There are many Real Madrid followers who are afraid that you might get tired and throw in the towel… Is there a solution for that thinking?
The solution does not depend on me. The solution depends on people’s conscience and the respect they should have or not towards a citizen who hasn’t invaded their country, but rather who has been invited to work here and does so with the utmost dignity and professionalism. If people want to stop, I’ll be delighted. If they want to go on, I don’t like it but I’ll have to move in that direction. Making me tired? No, it makes me upset rather. As far as my family is fine, and I enjoy being at the Real Madrid, no problem.

These are disturbing times, with lots of problems... Do you think that in the world of football there might be room in the future for a European competition, like the Champions League, but with the rank of a European Super League?
I’m not worried about football. Football is going through some tough times due to the difficult times that our countries are facing. Almost the whole of Europe, the world at large, is going through difficult times. Football is a micro-world. I’m more worried about the global world.
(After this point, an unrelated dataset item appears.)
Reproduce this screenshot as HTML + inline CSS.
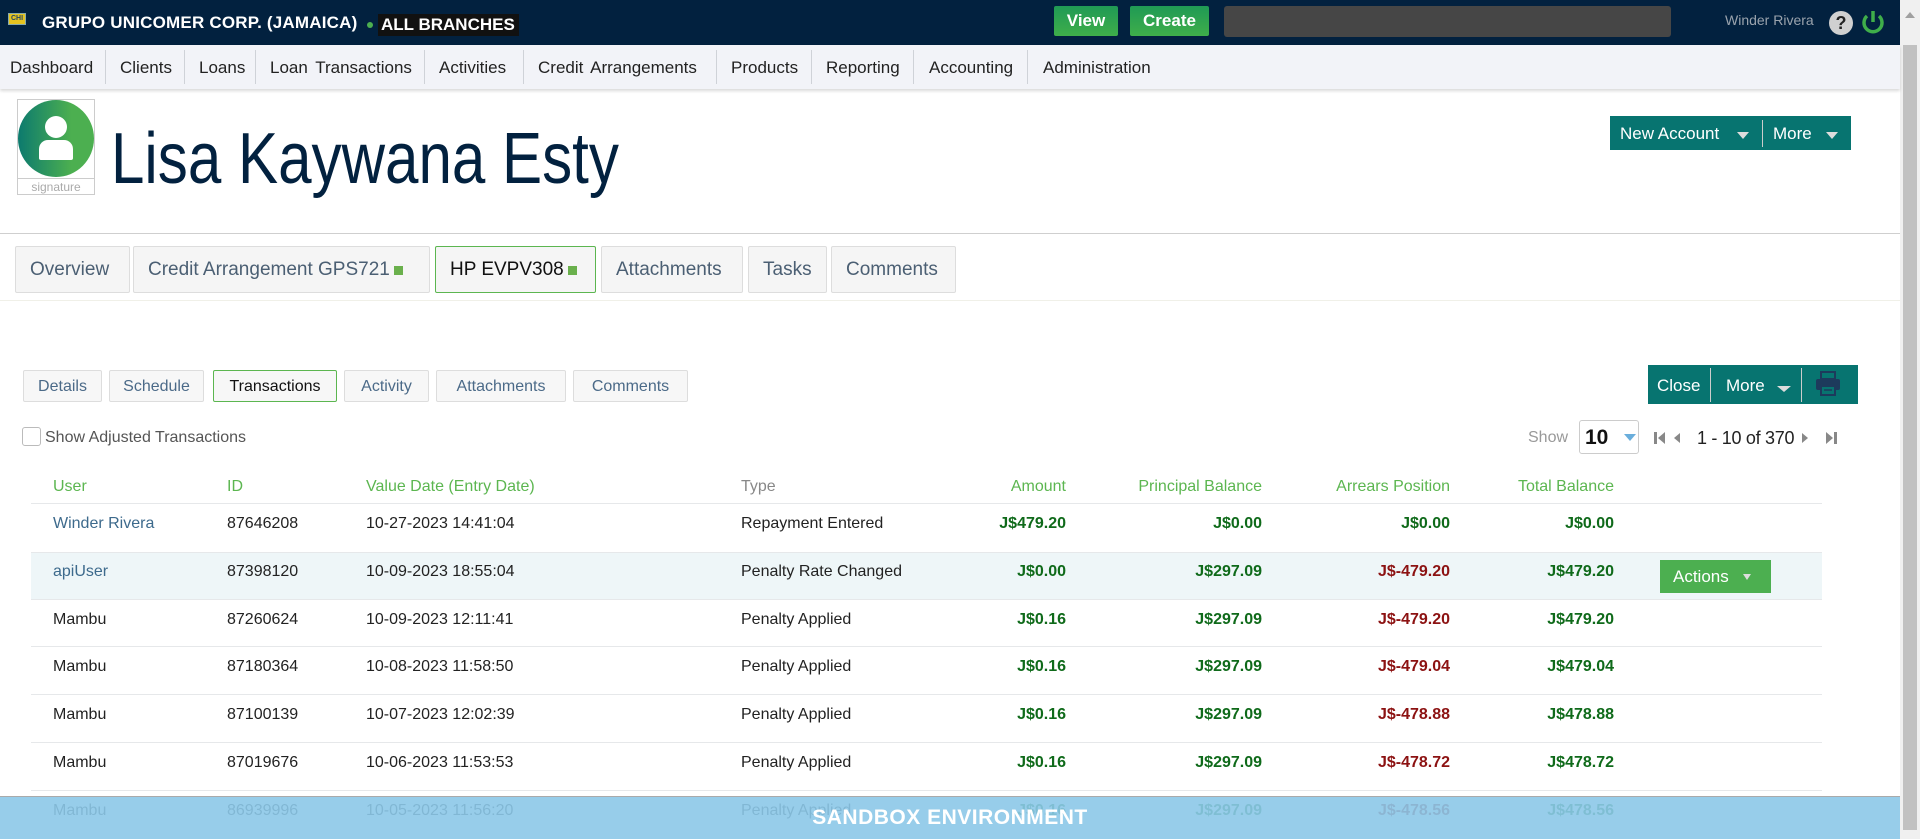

I’m more concerned about the hardships people face: unemployment; social issues; terrible economic problems; people who have worked their entire life to have some peace and stability and then this time comes making them feel that all they’ve done has been completely useless; young people who in my generation used to leave college with great hope, with doors open, and filled with enthusiasm to face the professional world ahead but today graduate and become unemployed right away. That’s what I’m really worried about. People may think that I live in a micro-world, that I’m a privileged person… Ok, that’s true. Thanks God, it’s true. But I don’t live in a micro-world. I live in a global world and I’m truly worried. Football, as such, will always end up finding its own solutions. Football is an incredible phenomenon. We’re in a crisis, but football always makes its way through.